"Then they came to Jericho. As Jesus and his disciples, together with a large crowd, were leaving the city, a blind man, Bartimaeus (that is, the Son of Timaeus), was sitting by the roadside begging. When he heard that it was Jesus of Nazareth, he began to shout, "Jesus, Son of David, have mercy on me!"
Many rebuked him and told him to be quiet, but he shouted all the more, "Son of David, have mercy on me!"
Jesus stopped and said, "Call him." So they called to the blind man, "Cheer up! On your feet! He's calling you." Throwing his cloak aside, he jumped to his feet and came to Jesus.
"What do you want me to do for you?" Jesus asked him.
The blind man said, "Rabbi, I want to see."
"Go," said Jesus, "your faith has healed you." Immediately he received his sight and followed Jesus along the road."
How do people change? This is the billion dollar question. Imagine the money to be made if this mystery was solved. Advertisements would always work. Psychological techniques and suggestions would be foolproof. Psychology and business research have spent a considerable amount of money trying to solve this problem.

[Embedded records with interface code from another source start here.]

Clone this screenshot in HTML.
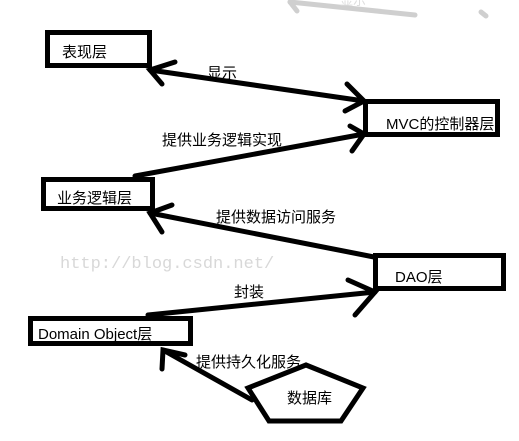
<!DOCTYPE html>
<html><head><meta charset="utf-8"><style>
html,body{margin:0;padding:0;background:#fff;width:519px;height:441px;overflow:hidden}
svg{display:block}
text{font-family:"Liberation Sans","Noto Sans CJK SC",sans-serif;font-size:15px;fill:#000}
</style></head><body>
<svg width="519" height="441" viewBox="0 0 519 441" xmlns="http://www.w3.org/2000/svg">
<!-- faint top watermark -->
<g stroke="#cfcfcf" stroke-width="5" fill="none" stroke-linecap="round">
<line x1="290" y1="2" x2="415" y2="15"/>
<line x1="290" y1="2" x2="297" y2="11"/>
<line x1="481" y1="12" x2="486" y2="16"/>
</g>
<text x="340" y="5" style="fill:#ddd;font-size:13px">显示</text>
<text x="60" y="268" style="fill:#d8d8d8;font-family:'Liberation Mono','DejaVu Sans Mono',monospace;font-size:17px">http://blog.csdn.net/</text>
<g stroke="#000" stroke-width="5" fill="none" stroke-linecap="round" stroke-linejoin="miter">
<rect x="47.5" y="32.5" width="102" height="33"/>
<rect x="365.5" y="101.5" width="132" height="33"/>
<rect x="43.5" y="179.5" width="109" height="29"/>
<rect x="375.5" y="255.5" width="128" height="33"/>
<rect x="30.5" y="318.5" width="160" height="25"/>
<polygon points="306,365 363,388 341,421 269,421 248,388"/>
<!-- arrow 1 -->
<line x1="150" y1="70" x2="364" y2="101"/>
<polyline points="175,62 150,70 162,84"/>
<polyline points="347,84 364,101 345,111"/>
<!-- arrow 2 -->
<line x1="135" y1="176" x2="364" y2="134"/>
<polyline points="350,126 364,134 352,151"/>
<!-- arrow 3 -->
<line x1="150" y1="213" x2="374" y2="257"/>
<polyline points="172,205 150,213 162,232"/>
<!-- arrow 4 -->
<line x1="148" y1="315" x2="375" y2="292"/>
<polyline points="348,280 375,292 355,315"/>
<!-- arrow 5 -->
<line x1="163" y1="350" x2="252" y2="400"/>
<polyline points="185,355 163,350 162,369"/>
</g>
<text x="62" y="57">表现层</text>
<text x="386" y="129">MVC的控制器层</text>
<text x="57" y="203">业务逻辑层</text>
<text x="395" y="282">DAO层</text>
<text x="38" y="339">Domain Object层</text>
<text x="287" y="403">数据库</text>
<text x="207" y="78">显示</text>
<text x="162" y="145">提供业务逻辑实现</text>
<text x="216" y="222">提供数据访问服务</text>
<text x="234" y="297">封装</text>
<text x="196" y="367">提供持久化服务</text>
</svg>
</body></html>
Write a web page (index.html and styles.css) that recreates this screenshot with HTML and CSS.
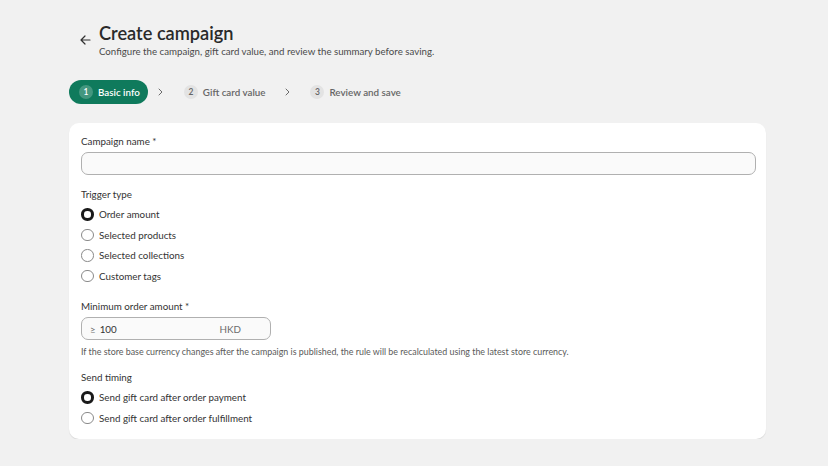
FILE: index.html
```html
<!DOCTYPE html>
<html lang="en">
<head>
    <meta charset="UTF-8">
    <meta name="viewport" content="width=device-width, initial-scale=1.0">
    <title>Create campaign</title>
    <link rel="stylesheet" href="styles.css">
</head>
<body>
    <div class="page">
        <div class="header">
            <span class="back">
                <svg width="11" height="10" viewBox="0 0 11 10"><path d="M10 5H1.5M5 1L1 5l4 4" fill="none" stroke="#303030" stroke-width="1.2" stroke-linecap="round" stroke-linejoin="round"/></svg>
            </span>
            <div>
                <h1>Create campaign</h1>
                <p class="subtitle">Configure the campaign, gift card value, and review the summary before saving.</p>
            </div>
        </div>

        <div class="steps">
            <div class="step step-active"><span class="step-num">1</span>Basic info</div>
            <span class="chevron"><svg width="5" height="8" viewBox="0 0 5 8"><path d="M1 1l3 3-3 3" fill="none" stroke="#6b6b6b" stroke-width="1" stroke-linecap="round" stroke-linejoin="round"/></svg></span>
            <div class="step"><span class="step-num">2</span>Gift card value</div>
            <span class="chevron"><svg width="5" height="8" viewBox="0 0 5 8"><path d="M1 1l3 3-3 3" fill="none" stroke="#6b6b6b" stroke-width="1" stroke-linecap="round" stroke-linejoin="round"/></svg></span>
            <div class="step"><span class="step-num">3</span>Review and save</div>
        </div>

        <div class="card">
            <div class="label">Campaign name *</div>
            <div class="input input-full"></div>

            <div class="label label-group label-radio">Trigger type</div>
            <div class="radio radio-on">Order amount</div>
            <div class="radio">Selected products</div>
            <div class="radio">Selected collections</div>
            <div class="radio">Customer tags</div>

            <div class="label label-group">Minimum order amount *</div>
            <div class="input input-amount">
                <span class="prefix">&ge;</span>
                <span class="value">100</span>
                <span class="suffix">HKD</span>
            </div>
            <p class="help">If the store base currency changes after the campaign is published, the rule will be recalculated using the latest store currency.</p>

            <div class="label label-group label-radio">Send timing</div>
            <div class="radio radio-on">Send gift card after order payment</div>
            <div class="radio">Send gift card after order fulfillment</div>
        </div>
    </div>
</body>
</html>
```

FILE: styles.css
```css
* {
    margin: 0;
    padding: 0;
    box-sizing: border-box;
}

body {
    font-family: 'Lato', 'Noto Sans', sans-serif;
    background-color: #f1f1f1;
    color: #333;
}

.page {
    width: 697px;
    margin-left: 69px;
    padding-top: 22px;
}

.header {
    display: flex;
    align-items: flex-start;
    padding-left: 11px;
}

.back {
    width: 19px;
    padding-top: 7px;
}

h1 {
    font-size: 18.2px;
    font-weight: 600;
    line-height: 23px;
    color: #2a2a2a;
}

.subtitle {
    font-size: 9.7px;
    line-height: 12px;
    color: #4a4a4a;
}

.steps {
    display: flex;
    align-items: center;
    margin-top: 23px;
    height: 24px;
}

.step {
    display: flex;
    align-items: center;
    height: 24px;
    padding: 0 9px 0 10px;
    border-radius: 12px;
    font-size: 9.8px;
    font-weight: 600;
    color: #666;
}

.step-num {
    display: inline-flex;
    align-items: center;
    justify-content: center;
    width: 14px;
    height: 14px;
    margin-right: 5px;
    border-radius: 50%;
    background-color: #e3e3e3;
    font-size: 8.5px;
    color: #666;
}

.step-active {
    background-color: #0f7a5c;
    color: #fff;
    padding-right: 8px;
}

.step-active .step-num {
    background-color: rgba(255, 255, 255, 0.22);
    color: #fff;
}

.chevron {
    display: flex;
    justify-content: center;
    width: 26px;
}

.card {
    margin-top: 19px;
    background-color: #fff;
    border-radius: 10px;
    box-shadow: 0 1px 1px rgba(0, 0, 0, 0.1);
    padding: 11px 11px 11px 12px;
}

.label {
    font-size: 9.8px;
    line-height: 15px;
    color: #333;
}

.label-group {
    margin-top: 13px;
}

.label-radio {
    margin-top: 12px;
    margin-bottom: 2px;
}

.input {
    border: 1px solid #b0b0b0;
    border-radius: 7px;
    background-color: #fafafa;
    height: 23px;
    margin-top: 3px;
}

.input-full {
    width: 675px;
}

.input-amount {
    width: 190px;
    display: flex;
    align-items: center;
    padding: 0 8px;
    font-size: 9.8px;
}

.prefix {
    color: #6b6b6b;
    margin-right: 4px;
}

.value {
    flex: 1;
    color: #333;
}

.suffix {
    color: #6b6b6b;
    margin-right: 21px;
}

.help {
    font-size: 8.9px;
    line-height: 13px;
    margin-top: 5px;
    color: #5a5a5a;
}

.radio {
    display: flex;
    align-items: center;
    height: 20.5px;
    font-size: 9.8px;
    color: #333;
}

.radio::before {
    content: "";
    width: 12.5px;
    height: 12.5px;
    border: 1px solid #8a8a8a;
    border-radius: 50%;
    margin-right: 5.5px;
    box-sizing: border-box;
}

.radio-on::before {
    border: 3.5px solid #1a1a1a;
}
```
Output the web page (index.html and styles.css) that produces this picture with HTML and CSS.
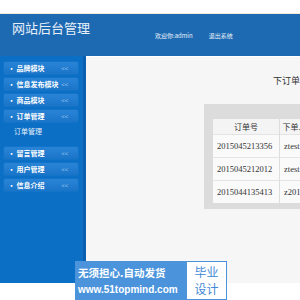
FILE: index.html
```html
<!DOCTYPE html>
<html>
<head>
<meta charset="utf-8">
<link rel="stylesheet" href="styles.css">
</head>
<body>
<div class="top"></div>
<div class="header">
  <div class="title">网站后台管理</div>
  <div class="user"><span>欢迎你:admin</span><span class="logout">退出系统</span></div>
</div>
<div class="main">
  <div class="sidebar">
    <div class="item"><span>· 品牌模块</span><span class="arr">&lt;&lt;</span></div>
    <div class="item"><span>· 信息发布模块</span><span class="arr">&lt;&lt;</span></div>
    <div class="item"><span>· 商品模块</span><span class="arr">&lt;&lt;</span></div>
    <div class="item"><span>· 订单管理</span><span class="arr">&lt;&lt;</span></div>
    <div class="sub">订单管理</div>
    <div class="item"><span>· 留言管理</span><span class="arr">&lt;&lt;</span></div>
    <div class="item"><span>· 用户管理</span><span class="arr">&lt;&lt;</span></div>
    <div class="item"><span>· 信息介绍</span><span class="arr">&lt;&lt;</span></div>
  </div>
  <div class="content">
    <div class="ptitle">下订单信息</div>
    <div class="box">
      <table class="tbl">
        <tr><th class="c1">订单号</th><th>下单人</th></tr>
        <tr><td class="c1">2015045213356</td><td>ztest</td></tr>
        <tr><td class="c1">2015045212012</td><td>ztest</td></tr>
        <tr><td class="c1">2015044135413</td><td>z2015</td></tr>
      </table>
    </div>
  </div>
</div>
<div class="wm">
  <div class="wm-l">
    <div class="l1">无须担心.自动发货</div>
    <div class="l2">www.51topmind.com</div>
  </div>
  <div class="wm-r"><div>毕业</div><div>设计</div></div>
</div>
</body>
</html>
```
FILE: styles.css
```css
html, body { margin: 0; padding: 0; background: #fff; overflow: hidden; width: 300px; height: 300px; }
body { font-family: "Noto Sans CJK SC", sans-serif; position: relative; }
.top { height: 13px; border-bottom: 1px solid #f4e8d6; background: #fff; }
.header { height: 42px; background: #1d6ab3; position: relative; display: flex; }
.title { color: #e8f0f8; font-size: 13px; line-height: 13px; padding: 7px 0 0 12px; width: 143px; }
.user { color: #e8f0f8; font-size: 6px; padding-top: 17px; display: flex; gap: 16px; }
.main { display: flex; height: 227px; }
.sidebar { width: 83px; background: #0b6fc6; border-right: 3px solid #0a5fae; padding-top: 6px; }
.item { margin: 0 5px 4px 4px; height: 12px; background: linear-gradient(#2a84d6, #1a74c8); border-radius: 2px; display: flex; justify-content: space-between; align-items: center; color: #fff; font-size: 7px; font-weight: bold; padding: 0 10px 0 4px; box-shadow: 0 0 1px #5aa0e0; }
.item .arr { font-weight: normal; color: #9cc6ee; font-size: 6px; }
.sub { color: #e6f0fa; font-size: 7px; height: 13px; line-height: 13px; padding-left: 14px; margin-bottom: 9px; margin-top: -1px; }
.content { flex: 1; background: #f6f6f6; overflow: hidden; border-top: 1px solid #fff; }
.ptitle { margin: 17px 0 0 187px; font-size: 9px; color: #333; white-space: nowrap; height: 14px; }
.box { margin: 16px 0 0 118px; background: #dcdcdc; padding: 15px 0 6px 9px; width: 200px; }
.tbl { border-collapse: collapse; background: #fafafa; font-family: "Liberation Serif", "Noto Sans CJK SC", serif; font-size: 8.5px; color: #333; white-space: nowrap; }
.tbl th { font-family: "Noto Sans CJK SC", sans-serif; font-weight: normal; font-size: 8px; height: 15px; text-align: center; background: #f4f4f4; border-right: 1px solid #ddd; padding: 0 2px; }
.tbl td { height: 22px; border-top: 1px solid #e4e4e4; border-right: 1px solid #ddd; padding: 0 4px; }
.tbl .c1 { width: 58px; }
.wm { position: absolute; left: 75px; top: 261px; width: 152px; height: 39px; display: flex; background: #4b94dc; }
.wm-l { width: 111px; color: #fff; font-weight: bold; padding-left: 3px; box-sizing: border-box; white-space: nowrap; }
.l1 { font-size: 10.5px; line-height: 13px; margin-top: 5px; }
.l2 { font-family: "Liberation Sans", sans-serif; font-size: 10px; line-height: 12px; margin-top: 5px; }
.wm-r { flex: 1; background: #fff; border: 1px solid #4b94dc; color: #3f8ad6; font-size: 12px; line-height: 17px; text-align: center; padding-top: 1px; }
```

It may be a blessing in disguise that we only know the sketchy outlines of the answer to this question since this power would negate free will. Think about it, if someone could change us at any time to fit their whims or needs, would our personal control continue to exist? No, it wouldn't.
This struggle is important to understand when we deal with interpersonal boundaries. We need to accept that no one has the ability or right to change another, no matter the circumstances. This is a very hard truth. Our power over others is very limited and for good reasons. Even God, the Master and Creator of the Universe, does not walk around commanding us to change.
We see this kind of respect in the type of questions Jesus asked those he helped. He would meet a blind or paralyzed man and asked what he could do for him. Wasn't it obvious? Heal him! But, Jesus never presumed to know the answer, despite knowing the man's heart. Instead, Jesus waited for the answer as an invitation to act.
What if we learned this same kind of respect? How would it alter our relationships if we grasped our real limitations to change others? We tend to take risks with others under the premise that we can change them later to suit our needs. Jesus never called Zacheaus a thief (Luke 19:1-9). He didn't insist that Matthew, the tax collector, stop cheating (Matthew 9:9-12). These men's lives were transformed by Jesus' acceptance and love, not because of any demands Jesus might have made.
That's how change really happens. It sometimes occurs. It occasionally happens under one of three conditions : 1. in the form of a miraculous answer to prayer (rare), 2. precipitated by an extreme crisis which results in a decision to live differently, or 3. a conscious choice one repeats over and over again (common). We cannot command someone to change his or her life. And not everyone who tries to alter habits and behaviors will be successful. It takes tremendous self-discipline, and frankly, most of us don't want change that badly. It’s a dismal picture, isn't it. It makes God's love and patience even more amazing.